## START Collected material
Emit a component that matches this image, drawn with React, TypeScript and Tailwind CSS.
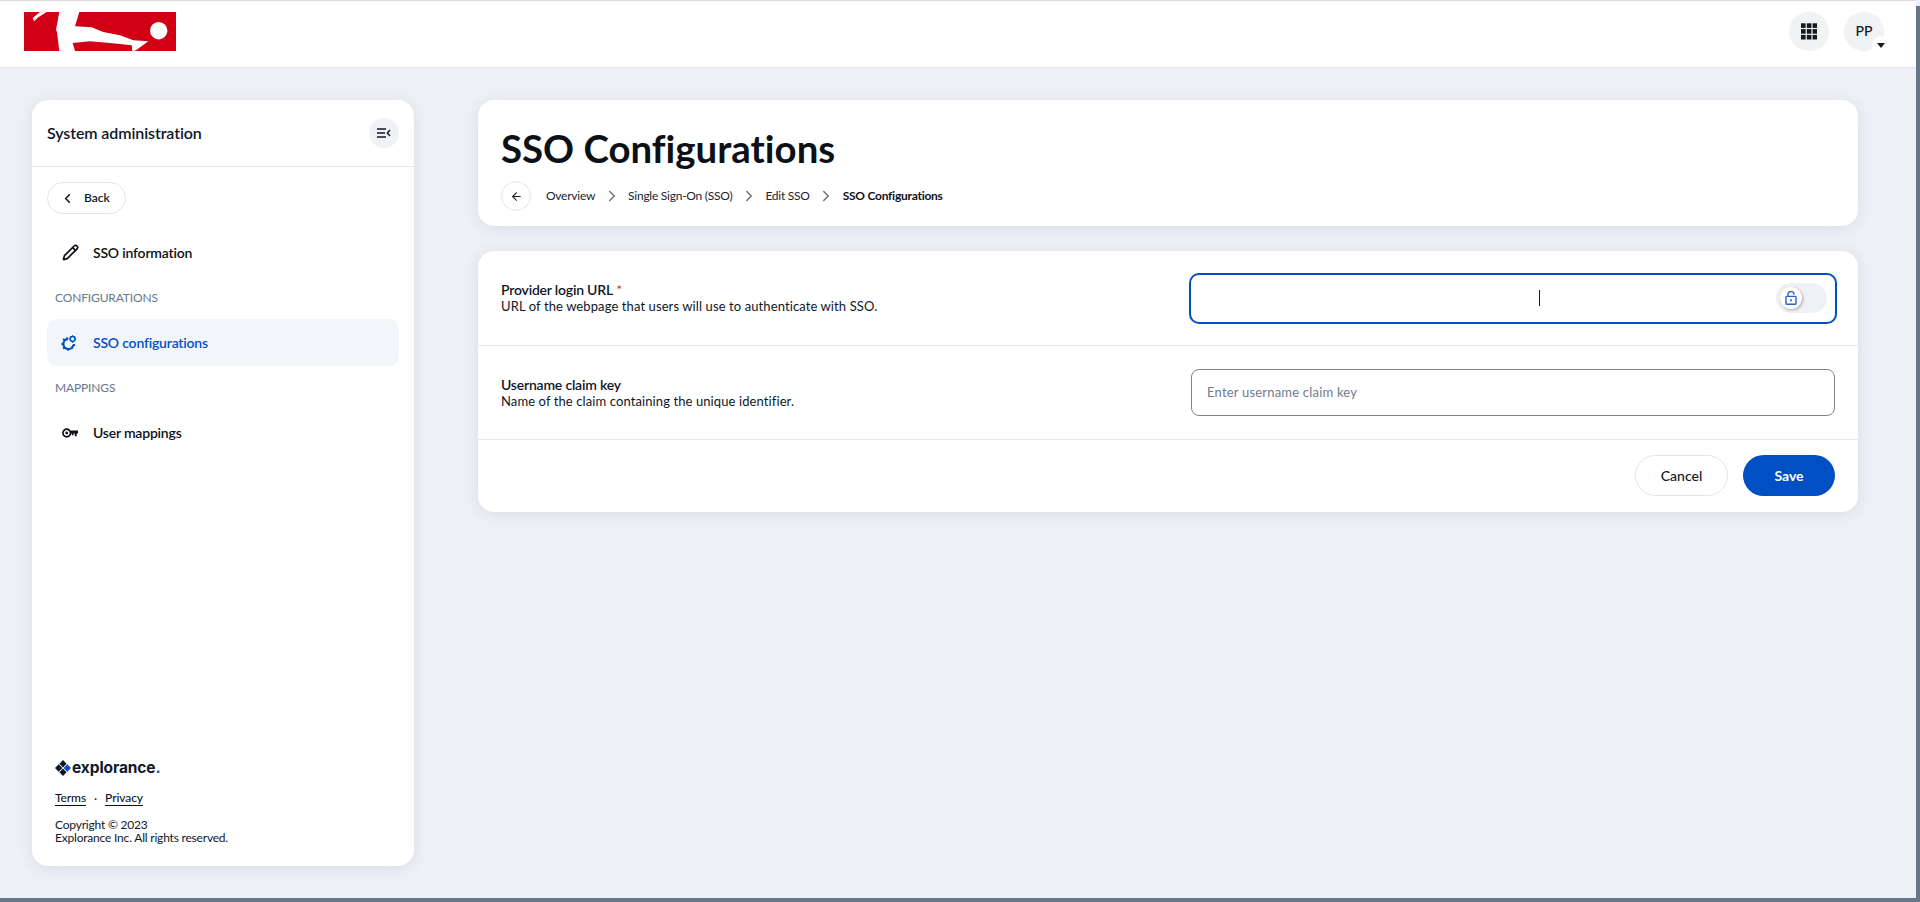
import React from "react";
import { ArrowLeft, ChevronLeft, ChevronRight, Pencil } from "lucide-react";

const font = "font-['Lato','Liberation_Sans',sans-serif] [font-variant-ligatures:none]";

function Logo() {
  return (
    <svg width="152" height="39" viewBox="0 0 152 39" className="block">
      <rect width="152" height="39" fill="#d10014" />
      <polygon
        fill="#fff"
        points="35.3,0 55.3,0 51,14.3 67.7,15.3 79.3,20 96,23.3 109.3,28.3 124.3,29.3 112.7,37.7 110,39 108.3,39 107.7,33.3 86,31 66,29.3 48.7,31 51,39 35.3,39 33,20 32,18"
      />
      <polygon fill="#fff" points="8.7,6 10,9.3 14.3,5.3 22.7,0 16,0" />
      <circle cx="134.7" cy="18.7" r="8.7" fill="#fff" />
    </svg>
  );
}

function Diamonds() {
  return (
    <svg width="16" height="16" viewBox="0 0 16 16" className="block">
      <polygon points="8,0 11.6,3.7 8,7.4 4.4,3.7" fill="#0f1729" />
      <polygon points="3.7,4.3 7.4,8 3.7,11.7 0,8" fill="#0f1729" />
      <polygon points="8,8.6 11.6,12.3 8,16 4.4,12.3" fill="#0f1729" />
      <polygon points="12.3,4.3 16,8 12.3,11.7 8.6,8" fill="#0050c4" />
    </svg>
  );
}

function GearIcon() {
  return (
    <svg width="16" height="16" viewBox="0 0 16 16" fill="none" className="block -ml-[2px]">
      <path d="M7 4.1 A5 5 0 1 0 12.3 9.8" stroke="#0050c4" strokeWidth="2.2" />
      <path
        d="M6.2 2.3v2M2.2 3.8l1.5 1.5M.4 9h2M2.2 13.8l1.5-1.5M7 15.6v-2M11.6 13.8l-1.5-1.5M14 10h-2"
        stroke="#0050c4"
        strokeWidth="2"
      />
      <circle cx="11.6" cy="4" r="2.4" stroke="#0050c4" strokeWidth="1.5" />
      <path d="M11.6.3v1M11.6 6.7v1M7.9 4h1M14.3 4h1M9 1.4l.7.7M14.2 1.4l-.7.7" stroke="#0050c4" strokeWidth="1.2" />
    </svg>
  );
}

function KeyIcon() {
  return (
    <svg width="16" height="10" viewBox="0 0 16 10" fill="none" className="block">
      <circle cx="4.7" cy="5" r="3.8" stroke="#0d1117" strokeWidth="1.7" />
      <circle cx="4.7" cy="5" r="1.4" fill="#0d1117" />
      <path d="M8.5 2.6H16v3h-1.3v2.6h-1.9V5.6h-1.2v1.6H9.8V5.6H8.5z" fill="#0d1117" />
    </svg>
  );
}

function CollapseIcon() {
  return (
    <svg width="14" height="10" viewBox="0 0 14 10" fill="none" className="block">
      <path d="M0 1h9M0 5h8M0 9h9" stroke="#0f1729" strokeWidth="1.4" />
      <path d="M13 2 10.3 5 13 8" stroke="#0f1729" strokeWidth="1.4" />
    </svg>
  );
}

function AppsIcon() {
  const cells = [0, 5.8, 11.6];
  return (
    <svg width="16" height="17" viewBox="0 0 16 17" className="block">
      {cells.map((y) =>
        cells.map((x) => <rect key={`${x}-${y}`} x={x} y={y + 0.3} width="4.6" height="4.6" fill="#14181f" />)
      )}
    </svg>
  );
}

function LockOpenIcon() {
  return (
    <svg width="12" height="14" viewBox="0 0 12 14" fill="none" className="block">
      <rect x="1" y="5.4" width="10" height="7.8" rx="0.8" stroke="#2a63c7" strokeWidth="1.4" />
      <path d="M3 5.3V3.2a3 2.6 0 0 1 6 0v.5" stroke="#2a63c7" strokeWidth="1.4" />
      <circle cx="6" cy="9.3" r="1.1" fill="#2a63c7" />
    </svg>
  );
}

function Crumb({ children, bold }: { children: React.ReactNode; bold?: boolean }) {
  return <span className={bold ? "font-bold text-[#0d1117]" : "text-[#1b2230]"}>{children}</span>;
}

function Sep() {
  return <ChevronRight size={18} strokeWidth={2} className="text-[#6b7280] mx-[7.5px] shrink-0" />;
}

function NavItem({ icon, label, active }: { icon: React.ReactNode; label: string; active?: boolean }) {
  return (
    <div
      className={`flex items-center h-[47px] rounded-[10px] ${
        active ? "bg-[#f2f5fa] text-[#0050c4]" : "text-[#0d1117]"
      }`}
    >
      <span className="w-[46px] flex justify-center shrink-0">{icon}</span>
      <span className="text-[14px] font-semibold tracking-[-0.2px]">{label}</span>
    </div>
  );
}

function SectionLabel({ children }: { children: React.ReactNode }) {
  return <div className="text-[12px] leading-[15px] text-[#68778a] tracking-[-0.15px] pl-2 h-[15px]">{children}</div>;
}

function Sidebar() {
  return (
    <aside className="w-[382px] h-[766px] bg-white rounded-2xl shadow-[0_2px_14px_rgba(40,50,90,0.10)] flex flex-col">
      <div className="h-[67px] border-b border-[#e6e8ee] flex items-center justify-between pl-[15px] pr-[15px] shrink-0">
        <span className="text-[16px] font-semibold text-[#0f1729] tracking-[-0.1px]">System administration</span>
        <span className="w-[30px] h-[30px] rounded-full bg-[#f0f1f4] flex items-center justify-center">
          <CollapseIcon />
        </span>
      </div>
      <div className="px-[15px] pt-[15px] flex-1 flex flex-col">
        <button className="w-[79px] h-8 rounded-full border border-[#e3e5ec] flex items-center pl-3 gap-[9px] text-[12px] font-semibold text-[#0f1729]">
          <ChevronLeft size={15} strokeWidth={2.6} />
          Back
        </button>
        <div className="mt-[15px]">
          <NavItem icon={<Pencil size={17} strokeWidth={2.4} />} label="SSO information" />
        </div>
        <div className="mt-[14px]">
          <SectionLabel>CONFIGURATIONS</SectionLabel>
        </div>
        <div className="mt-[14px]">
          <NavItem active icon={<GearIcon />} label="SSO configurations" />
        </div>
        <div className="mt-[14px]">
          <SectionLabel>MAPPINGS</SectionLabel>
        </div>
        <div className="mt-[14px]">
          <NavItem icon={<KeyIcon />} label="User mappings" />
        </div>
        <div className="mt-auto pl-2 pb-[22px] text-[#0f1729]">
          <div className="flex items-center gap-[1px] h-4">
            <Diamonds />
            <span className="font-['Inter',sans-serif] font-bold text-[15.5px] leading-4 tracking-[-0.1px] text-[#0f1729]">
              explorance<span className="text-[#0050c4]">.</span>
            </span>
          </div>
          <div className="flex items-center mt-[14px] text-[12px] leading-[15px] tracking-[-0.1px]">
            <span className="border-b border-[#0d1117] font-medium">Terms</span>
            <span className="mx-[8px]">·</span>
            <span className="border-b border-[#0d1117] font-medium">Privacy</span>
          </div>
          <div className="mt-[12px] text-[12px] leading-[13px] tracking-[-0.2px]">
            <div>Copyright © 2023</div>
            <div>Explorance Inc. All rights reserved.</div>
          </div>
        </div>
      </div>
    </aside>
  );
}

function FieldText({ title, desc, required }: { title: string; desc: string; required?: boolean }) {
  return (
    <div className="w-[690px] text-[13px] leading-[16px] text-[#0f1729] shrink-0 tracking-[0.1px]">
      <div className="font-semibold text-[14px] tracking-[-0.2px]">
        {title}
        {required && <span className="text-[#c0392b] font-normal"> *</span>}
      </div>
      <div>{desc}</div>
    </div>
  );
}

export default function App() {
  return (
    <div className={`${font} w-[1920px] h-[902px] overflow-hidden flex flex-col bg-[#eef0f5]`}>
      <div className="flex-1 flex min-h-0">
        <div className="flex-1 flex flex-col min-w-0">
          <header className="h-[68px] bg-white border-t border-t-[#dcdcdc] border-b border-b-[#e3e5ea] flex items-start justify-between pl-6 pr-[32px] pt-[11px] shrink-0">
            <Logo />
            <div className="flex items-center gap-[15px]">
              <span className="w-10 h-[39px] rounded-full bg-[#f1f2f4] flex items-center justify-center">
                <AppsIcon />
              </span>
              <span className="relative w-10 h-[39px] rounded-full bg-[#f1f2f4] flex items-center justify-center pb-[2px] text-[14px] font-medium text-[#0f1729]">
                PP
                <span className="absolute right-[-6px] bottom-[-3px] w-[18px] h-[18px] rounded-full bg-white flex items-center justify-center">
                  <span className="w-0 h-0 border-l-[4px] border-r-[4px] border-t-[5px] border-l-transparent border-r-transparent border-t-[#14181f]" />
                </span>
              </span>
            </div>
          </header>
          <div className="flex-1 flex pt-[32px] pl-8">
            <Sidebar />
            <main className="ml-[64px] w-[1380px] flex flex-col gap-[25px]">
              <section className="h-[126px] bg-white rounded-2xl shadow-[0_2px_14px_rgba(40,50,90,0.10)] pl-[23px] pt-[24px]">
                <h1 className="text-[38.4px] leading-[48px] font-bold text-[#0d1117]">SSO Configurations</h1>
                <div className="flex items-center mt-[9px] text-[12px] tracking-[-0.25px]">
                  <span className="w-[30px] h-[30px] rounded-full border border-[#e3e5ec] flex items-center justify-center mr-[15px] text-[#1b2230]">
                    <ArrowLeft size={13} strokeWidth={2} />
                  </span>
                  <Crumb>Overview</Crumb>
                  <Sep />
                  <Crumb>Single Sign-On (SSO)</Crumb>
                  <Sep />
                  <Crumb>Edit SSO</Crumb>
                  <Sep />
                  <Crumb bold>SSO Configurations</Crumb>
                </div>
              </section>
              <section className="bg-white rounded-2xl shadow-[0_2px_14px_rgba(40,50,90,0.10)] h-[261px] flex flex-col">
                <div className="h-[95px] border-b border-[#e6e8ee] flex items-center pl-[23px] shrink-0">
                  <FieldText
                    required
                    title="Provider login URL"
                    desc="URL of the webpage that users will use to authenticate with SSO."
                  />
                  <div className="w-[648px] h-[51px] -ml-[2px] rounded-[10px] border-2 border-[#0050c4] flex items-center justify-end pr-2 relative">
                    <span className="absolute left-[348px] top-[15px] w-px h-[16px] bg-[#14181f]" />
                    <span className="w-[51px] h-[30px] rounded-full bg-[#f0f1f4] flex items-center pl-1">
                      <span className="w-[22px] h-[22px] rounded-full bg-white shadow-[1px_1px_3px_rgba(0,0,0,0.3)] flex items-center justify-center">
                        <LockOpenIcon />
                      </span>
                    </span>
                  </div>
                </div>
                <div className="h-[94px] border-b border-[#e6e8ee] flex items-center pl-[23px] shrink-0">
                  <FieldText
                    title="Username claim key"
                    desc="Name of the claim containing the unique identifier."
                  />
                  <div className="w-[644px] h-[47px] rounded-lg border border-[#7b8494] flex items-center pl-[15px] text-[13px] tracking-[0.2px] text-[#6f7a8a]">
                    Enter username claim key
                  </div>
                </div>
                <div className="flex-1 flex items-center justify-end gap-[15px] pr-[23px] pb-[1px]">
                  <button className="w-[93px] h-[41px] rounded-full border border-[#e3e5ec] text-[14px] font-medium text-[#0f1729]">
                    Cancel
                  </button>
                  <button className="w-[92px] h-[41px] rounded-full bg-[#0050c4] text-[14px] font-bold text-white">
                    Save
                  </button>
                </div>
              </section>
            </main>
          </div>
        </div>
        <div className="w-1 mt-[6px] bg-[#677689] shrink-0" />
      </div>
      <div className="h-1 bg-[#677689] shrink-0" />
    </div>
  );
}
## END Collected material
Return, unchanged, the lines from the first line of the material through the line that holds "ChevronLeft, ChevronRight, Pencil", inclusive, omitting pictures.

Emit a component that matches this image, drawn with React, TypeScript and Tailwind CSS.
import React from "react";
import { ArrowLeft, ChevronLeft, ChevronRight, Pencil } from "lucide-react";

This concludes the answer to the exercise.